[PATCH] slub: Don't throw away partial remote slabs if there is no local memory

Christoph Lameter cl at linux.com
Fri Jan 31 03:26:51 EST 2014


On Wed, 29 Jan 2014, Nishanth Aravamudan wrote:

> exactly what the caller intends.
>
> int searchnode = node;
> if (node == NUMA_NO_NODE)
> 	searchnode = numa_mem_id();
> if (!node_present_pages(node))
> 	searchnode = local_memory_node(node);
>
> The difference in semantics from the previous is that here, if we have a
> memoryless node, rather than using the CPU's nearest NUMA node, we use
> the NUMA node closest to the requested one?

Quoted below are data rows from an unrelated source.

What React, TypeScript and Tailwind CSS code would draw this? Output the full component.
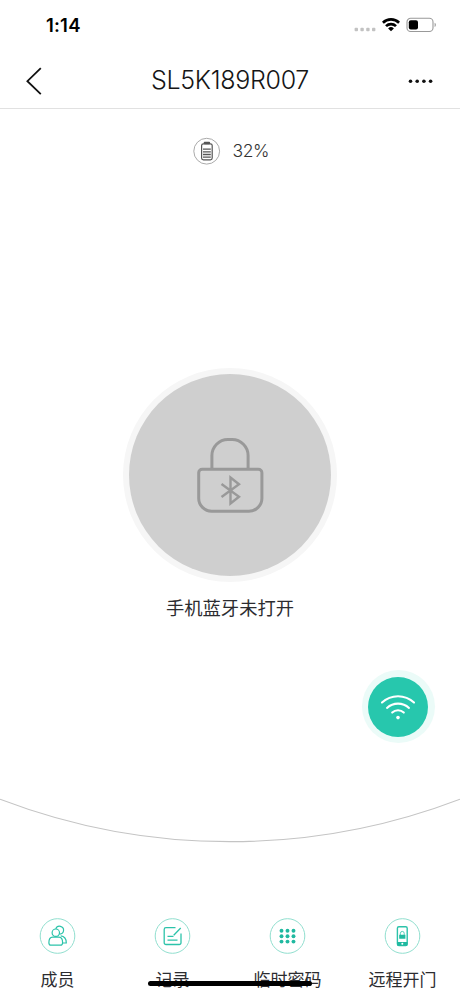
import type { ReactNode } from 'react';

function StatusBar() {
  return (
    <div className="flex h-[53px] items-start justify-between pl-[46px] pr-[23px] pt-[13px]">
      <span className="text-[18.5px] font-semibold leading-6 tracking-[0.2px] text-black">1:14</span>
      <div className="flex h-6 items-center">
        <svg width="22" height="24" viewBox="0 0 22 24" fill="#c2c2c2">
          <rect x="0.6" y="14.8" width="3.4" height="3.4" rx="0.9" />
          <rect x="6.4" y="14.8" width="3.4" height="3.4" rx="0.9" />
          <rect x="12.2" y="14.8" width="3.4" height="3.4" rx="0.9" />
          <rect x="18" y="14.8" width="3.4" height="3.4" rx="0.9" />
        </svg>
        <svg className="ml-[6px]" width="18" height="24" viewBox="0 0 18 24" fill="none" stroke="#000" strokeWidth="2.7">
          <path d="M0.9 9.7a11.6 11.6 0 0 1 16.2 0" />
          <path d="M4 13.1a7.2 7.2 0 0 1 10 0" />
          <path d="M9 18.2L6.1 15.4a4.2 4.2 0 0 1 5.8 0z" fill="#000" stroke="none" />
        </svg>
        <svg className="ml-[6px]" width="31" height="24" viewBox="0 0 31 24">
          <rect x="1" y="5.3" width="26" height="13.2" rx="3.6" fill="none" stroke="#999" strokeWidth="1.1" />
          <rect x="2.8" y="7.2" width="9.2" height="9.4" rx="2" fill="#000" />
          <path d="M28.6 9.8c1.7.6 1.7 3.6 0 4.2z" fill="#999" />
        </svg>
      </div>
    </div>
  );
}

function Header() {
  return (
    <header className="flex h-14 items-center justify-between border-b border-[#e1e1e1] pl-[26px] pr-[26px]">
      <svg width="28" height="30" viewBox="0 0 28 30" fill="none" stroke="#111" strokeWidth="1.8">
        <path d="M14.8 2.2L1.4 15.2l13.4 13" />
      </svg>
      <h1 className="mb-px whitespace-nowrap text-[25px] font-light leading-8 tracking-[-0.3px] text-[#161616]">SL5K189R007</h1>
      <svg width="28" height="30" viewBox="0 0 28 30" fill="#111">
        <circle cx="4.5" cy="15.3" r="1.8" />
        <circle cx="11.2" cy="15.3" r="1.8" />
        <circle cx="17.9" cy="15.3" r="1.8" />
        <circle cx="24.6" cy="15.3" r="1.8" />
      </svg>
    </header>
  );
}

function BatteryLevel() {
  return (
    <div className="mt-7 flex h-[28px] items-center pl-[193px]">
      <svg width="28" height="28" viewBox="0 0 28 28">
        <circle cx="13.7" cy="14.2" r="12.9" fill="none" stroke="#aaa" strokeWidth="1" />
        <rect x="10.7" y="4.7" width="6.4" height="2.6" rx="1" fill="#555" />
        <rect x="8.6" y="6.8" width="10.6" height="16" rx="1.8" fill="none" stroke="#555" strokeWidth="1.2" />
        <path d="M10 12.1h7.8M10 14.8h7.8M10 17.5h7.8M10 20.2h7.8" stroke="#555" strokeWidth="1.3" />
      </svg>
      <span className="ml-[11.5px] text-[17.5px] font-light leading-6 tracking-[-0.4px] text-[#333]">32%</span>
    </div>
  );
}

function LockButton() {
  return (
    <button className="mx-auto mt-[203px] flex size-[214px] items-center justify-center rounded-full bg-[#f6f6f6]">
      <span className="flex size-[202px] items-center justify-center rounded-full bg-[#cfcfcf]">
        <svg width="68" height="78" viewBox="0 0 68 78" fill="none" stroke="#999" strokeWidth="3">
          <path d="M15.9 33V19.5a16 16 0 0 1 16-16h4.200a16 16 0 0 1 16 16V33" />
          <path d="M6.200 33.200h56.200a3.500 3.500 0 0 1 3.500 3.500V62.200a13 13 0 0 1-13 13H15.700a13 13 0 0 1-13-13V36.700a3.500 3.500 0 0 1 3.500-3.500z" />
          <path d="M25.500 48L43 60.800 34.500 67.500V41.500L43 48.300 25.500 61" strokeWidth="2.400" />
        </svg>
      </span>
    </button>
  );
}

function WifiButton() {
  return (
    <button className="ml-auto mr-[25.5px] mt-[48px] flex size-[73px] items-center justify-center rounded-full bg-[#ebfbf8]">
      <span className="flex size-[60px] items-center justify-center rounded-full bg-[#27c7ad]">
        <svg width="38" height="30" viewBox="0 0 38 30" fill="none" stroke="#fff" strokeWidth="2.1" strokeLinecap="round">
          <path d="M3 10.600a23.500 23.500 0 0 1 32 0" />
          <path d="M8 15.900a16.300 16.300 0 0 1 22 0" />
          <path d="M13.200 20.600a8.400 8.400 0 0 1 11.600 0" />
          <circle cx="19" cy="25.6" r="1.8" fill="#fff" stroke="none" />
        </svg>
      </span>
    </button>
  );
}

function NavItem({ label, children }: { label: string; children: ReactNode }) {
  return (
    <button className="flex flex-col items-center">
      <svg className="overflow-visible" width="35" height="36" viewBox="0.5 0 35 36" fill="none" stroke="#2cc3aa" strokeWidth="1.2">
        <circle cx="18" cy="18" r="17.3" stroke="#91dfcf" strokeWidth="1" />
        {children}
      </svg>
      <span className="mt-[14px] whitespace-nowrap text-[17px] font-normal leading-6 text-[#2c2c30]">{label}</span>
    </button>
  );
}

const keypadRows = [12.8, 18.2, 23.6];
const keypadColumns = [12, 18, 24];

export default function App() {
  return (
    <main className="relative flex h-[996px] w-[460px] flex-col overflow-hidden bg-white font-['Inter','Noto_Sans_CJK_SC',sans-serif]">
      <StatusBar />
      <Header />
      <BatteryLevel />
      <LockButton />
      <p className="mt-[12px] text-center text-[18.3px] font-normal leading-7 text-[#2c2c30]">手机蓝牙未打开</p>
      <WifiButton />
      <svg className="mt-[55px] shrink-0" width="460" height="46" viewBox="0 0 460 46" fill="none">
        <path d="M0 1.200A643.600 643.600 0 0 0 460 1.200" stroke="#c4c4c4" strokeWidth="1.2" />
      </svg>
      <nav className="mt-[74px] grid grid-cols-4">
        <NavItem label="成员">
          <path d="M16.300 10.900a4 4 0 1 1 3.900 5.300M21.200 17.900c4 .4 5.600 2.700 5.600 7.100h-3.700" />
          <circle cx="16.3" cy="14.7" r="3.7" fill="#fff" />
          <path d="M13.100 19.200h6.300c2.600 0 3.700 2 3.700 5.500 0 1.700-.7 2.500-2.200 2.500h-9.500c-1.400 0-2-.8-2-2.500 0-3.500 1.100-5.500 3.700-5.500z" fill="#fff" />
        </NavItem>
        <NavItem label="记录">
          <path d="M21 9.700H11.500a1.800 1.800 0 0 0-1.800 1.800v13.200a1.800 1.800 0 0 0 1.800 1.800h13.200a1.800 1.800 0 0 0 1.800-1.800v-9.200M26.200 10l-7 7.200M13 18.300h6M13 22.200h10" strokeWidth="1.3" />
        </NavItem>
        <NavItem label="临时密码">
          {keypadRows.map((y) =>
            keypadColumns.map((x) => <circle key={`${x}-${y}`} cx={x} cy={y} r="1.95" fill="#20b9a0" stroke="none" />),
          )}
        </NavItem>
        <NavItem label="远程开门">
          <rect x="12.9" y="8.7" width="9.8" height="18.8" rx="1.5" strokeWidth="1.4" />
          <path d="M12.600 24h10.400v2.500a1.300 1.300 0 0 1-1.300 1.300h-7.800a1.300 1.300 0 0 1-1.300-1.300zM14.700 16.800h6.200v3.900h-6.200z" fill="#20b9a0" stroke="none" />
          <path d="M15.900 17v-1.700a1.900 1.900 0 0 1 3.800 0V17" strokeWidth=".8" />
          <circle cx="17.8" cy="25.8" r="1" fill="#fff" stroke="none" />
        </NavItem>
      </nav>
      <div className="absolute left-[148px] top-[981px] h-[5px] w-[164px] rounded-full bg-black" />
    </main>
  );
}
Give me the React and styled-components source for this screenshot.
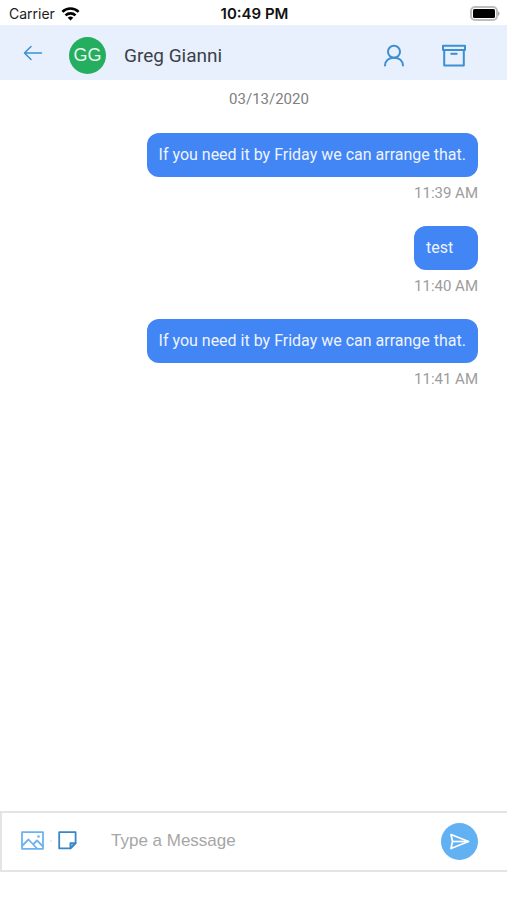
import React from "react";
import styled, { createGlobalStyle } from "styled-components";

const GlobalStyle = createGlobalStyle`
  *, *::before, *::after { box-sizing: border-box; }
  body {
    margin: 0;
    background: #ffffff;
    font-family: Roboto, "Liberation Sans", sans-serif;
  }
  button, input { font: inherit; }
`;

const Screen = styled.div`
  display: flex;
  flex-direction: column;
  min-height: 100vh;
  padding-bottom: 28px;
`;

const StatusBar = styled.div`
  display: grid;
  grid-template-columns: 1fr auto 1fr;
  align-items: center;
  height: 25px;
  padding: 2px 7px 0 9px;
  font-family: Inter, Roboto, sans-serif;
  font-size: 14px;
  line-height: 20px;
  color: #1c1c1c;
`;

const Carrier = styled.div`
  display: flex;
  align-items: center;
  gap: 6px;
`;

const Clock = styled.time`
  font-size: 15px;
  font-weight: 600;
  color: #111111;
`;

const BatterySlot = styled.div`
  display: flex;
  justify-content: flex-end;
`;

const Header = styled.header`
  display: flex;
  align-items: center;
  height: 55px;
  padding: 6px 41px 0 20px;
  background: #e8f0fd;
`;

const IconButton = styled.button`
  display: flex;
  flex: none;
  padding: 0;
  border: 0;
  background: none;
  color: ${(p) => p.$color || "#3d8fd0"};
  cursor: pointer;
`;

const BackButton = styled(IconButton)`
  padding-bottom: 6px;
`;

const Avatar = styled.div`
  display: flex;
  flex: none;
  align-items: center;
  justify-content: center;
  width: 37px;
  height: 37px;
  margin: 0 18px 0 23px;
  border-radius: 50%;
  background: #25ae60;
  color: #e6f7ec;
  font-family: "Liberation Sans", sans-serif;
  font-size: 18px;
`;

const ContactName = styled.h1`
  flex: 1;
  margin: 0;
  font-size: 19px;
  font-weight: 400;
  line-height: 24px;
  color: #3b4048;
`;

const HeaderActions = styled.div`
  display: flex;
  gap: 36px;
`;

const Thread = styled.main`
  flex: 1;
  display: flex;
  flex-direction: column;
  align-items: flex-end;
  padding: 9px 29px 0 60px;
`;

const DateLabel = styled.time`
  align-self: center;
  margin-bottom: 24px;
  font-size: 15px;
  line-height: 20px;
  color: #808080;
`;

const Message = styled.article`
  display: flex;
  flex-direction: column;
  margin-bottom: 23px;
`;

const Bubble = styled.p`
  margin: 0;
  padding: 11px 12px;
  border-radius: 12px;
  background: #4285f4;
  color: #eef4ff;
  font-size: 16px;
  line-height: 22px;
`;

const SentAt = styled.time`
  align-self: flex-end;
  margin-top: 6px;
  font-size: 15px;
  line-height: 20px;
  color: #9c9c9c;
`;

const Composer = styled.form`
  display: flex;
  align-items: center;
  height: 61px;
  padding: 0 29px 0 19px;
  border: solid #e4e4e4;
  border-width: 2px 0 2px 2px;
`;

const Attachments = styled.div`
  display: flex;
  align-items: center;
  gap: 6px;
  padding-bottom: 2px;
`;

const Dot = styled.span`
  width: 2px;
  height: 2px;
  border-radius: 50%;
  background: #e2e6ea;
`;

const MessageInput = styled.input`
  flex: 1;
  min-width: 0;
  margin: 0 16px 2px 34px;
  padding: 0;
  border: 0;
  outline: none;
  background: transparent;
  font-family: "Liberation Sans", Arial, sans-serif;
  font-size: 17px;
  line-height: 24px;
  color: #3b4048;
  &::placeholder { color: #a6a6a6; opacity: 1; }
`;

const SendButton = styled.button`
  display: flex;
  flex: none;
  align-items: center;
  justify-content: center;
  width: 37px;
  height: 37px;
  padding: 0;
  border: 0;
  border-radius: 50%;
  background: #62b1f2;
  color: #ffffff;
  cursor: pointer;
`;

const WifiIcon = () => (
  <svg width="19" height="14" viewBox="0 0 18 14" fill="none" stroke="#000" strokeWidth="2.6" aria-hidden="true">
    <path d="M0.9 4.9a11.5 11.5 0 0 1 16.2 0" />
    <path d="M4 8.4a7.1 7.1 0 0 1 10 0" />
    <path d="M9 13.6L6.2 10.8a4 4 0 0 1 5.6 0z" fill="#000" stroke="none" />
  </svg>
);

const BatteryIcon = () => (
  <svg width="30" height="15" viewBox="0 0 30 15" aria-hidden="true">
    <rect x="1" y="1" width="26" height="13" rx="4" fill="#fff" stroke="#bdbdbd" strokeWidth="2" />
    <rect x="3" y="3" width="22" height="9" rx="1.5" fill="#000" />
    <path d="M28 5.2c2 .8 2 3.8 0 4.6z" fill="#a8a8a8" />
  </svg>
);

const BackIcon = () => (
  <svg width="26" height="18" viewBox="0 0 26 18" fill="none" stroke="currentColor" strokeWidth="1.5" strokeLinecap="round" strokeLinejoin="round" aria-hidden="true">
    <path d="M21.5 9H4.5M11 2.5L4.5 9l6.5 6.5" />
  </svg>
);

const PersonIcon = () => (
  <svg width="24" height="24" viewBox="0 0 24 24" fill="none" stroke="currentColor" strokeWidth="2" strokeLinecap="round" aria-hidden="true">
    <circle cx="12" cy="7.7" r="6" />
    <path d="M3 21.5c.3-4.700 3.700-7.800 9-7.800s8.700 3.100 9 7.800" />
  </svg>
);

const ArchiveIcon = () => (
  <svg width="24" height="24" viewBox="0 0 24 24" fill="none" stroke="currentColor" strokeWidth="2" strokeLinejoin="round" aria-hidden="true">
    <path d="M1 1.7h22V6H1z" />
    <path d="M2.200 6v15.500h19.600V6" />
    <path d="M8.5 9.8h7" />
  </svg>
);

const PictureIcon = () => (
  <svg width="23" height="19" viewBox="0 0 23 19" fill="none" stroke="currentColor" strokeWidth="1.8" strokeLinejoin="round" aria-hidden="true">
    <path d="M1 1.2h21v16.6H1z" />
    <path d="M1 15l6.500-6.500 8.500 9M12.500 13l3.500-3.500 6 6" />
    <circle cx="17.5" cy="5.5" r="1.3" fill="currentColor" stroke="none" />
  </svg>
);

const NoteIcon = () => (
  <svg width="19" height="19" viewBox="0 0 19 19" fill="none" stroke="currentColor" strokeWidth="1.8" strokeLinejoin="round" aria-hidden="true">
    <path d="M1.2 1.2h16.400v11l-5.200 5.200H1.200z" />
    <path d="M12.4 17.400v-5.200h5.200z" fill="currentColor" fillOpacity="0.45" />
  </svg>
);

const SendIcon = () => (
  <svg width="20" height="18" viewBox="0 0 20 18" fill="none" stroke="currentColor" strokeWidth="1.7" strokeLinejoin="round" aria-hidden="true">
    <path d="M1 1.500L18.500 8.500 1 15.500 2.500 8.500z" />
    <path d="M2.500 8.500h16" />
  </svg>
);

const MESSAGES = [
  { text: "If you need it by Friday we can arrange that.", time: "11:39 AM" },
  { text: "test", time: "11:40 AM" },
  { text: "If you need it by Friday we can arrange that.", time: "11:41 AM" },
];

export default function App() {
  return (
    <>
      <GlobalStyle />
      <Screen>
        <StatusBar>
          <Carrier>
            Carrier
            <WifiIcon />
          </Carrier>
          <Clock>10:49 PM</Clock>
          <BatterySlot>
            <BatteryIcon />
          </BatterySlot>
        </StatusBar>
        <Header>
          <BackButton type="button" aria-label="Back">
            <BackIcon />
          </BackButton>
          <Avatar>GG</Avatar>
          <ContactName>Greg Gianni</ContactName>
          <HeaderActions>
            <IconButton type="button" aria-label="Contact details">
              <PersonIcon />
            </IconButton>
            <IconButton type="button" aria-label="Archive conversation">
              <ArchiveIcon />
            </IconButton>
          </HeaderActions>
        </Header>
        <Thread>
          <DateLabel>03/13/2020</DateLabel>
          {MESSAGES.map((m) => (
            <Message key={m.time}>
              <Bubble>{m.text}</Bubble>
              <SentAt>{m.time}</SentAt>
            </Message>
          ))}
        </Thread>
        <Composer onSubmit={(e) => e.preventDefault()}>
          <Attachments>
            <IconButton type="button" aria-label="Attach picture" $color="#6db3ee">
              <PictureIcon />
            </IconButton>
            <Dot />
            <IconButton type="button" aria-label="Add note" $color="#3a86c8">
              <NoteIcon />
            </IconButton>
          </Attachments>
          <MessageInput type="text" aria-label="Message" placeholder="Type a Message" />
          <SendButton type="submit" aria-label="Send">
            <SendIcon />
          </SendButton>
        </Composer>
      </Screen>
    </>
  );
}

The idea here is that the page allocator will do the fallback to other
nodes. This check for !node_present should not be necessary. SLUB needs to
accept the page from whatever node the page allocator returned and work
with that.

The problem is the check for having a slab from the "right" node may fall
again after another attempt to allocate from the same node. SLUB will then
push the slab from the *wrong* node back to the partial lists and may
attempt another allocation that will again be successful but return memory
from another node. That way the partial lists from a particular node are
growing uselessly.

One way to solve this may be to check if memory is actually allocated
from the requested node and fallback to NUMA_NO_NODE (which will use the
last allocated slab) for future allocs if the page allocator returned
memory from a different node (unless GFP_THIS_NODE is set of course).
Otherwise we end up replicating  the page allocator logic in slub like in
slab. That is what I wanted to
avoid.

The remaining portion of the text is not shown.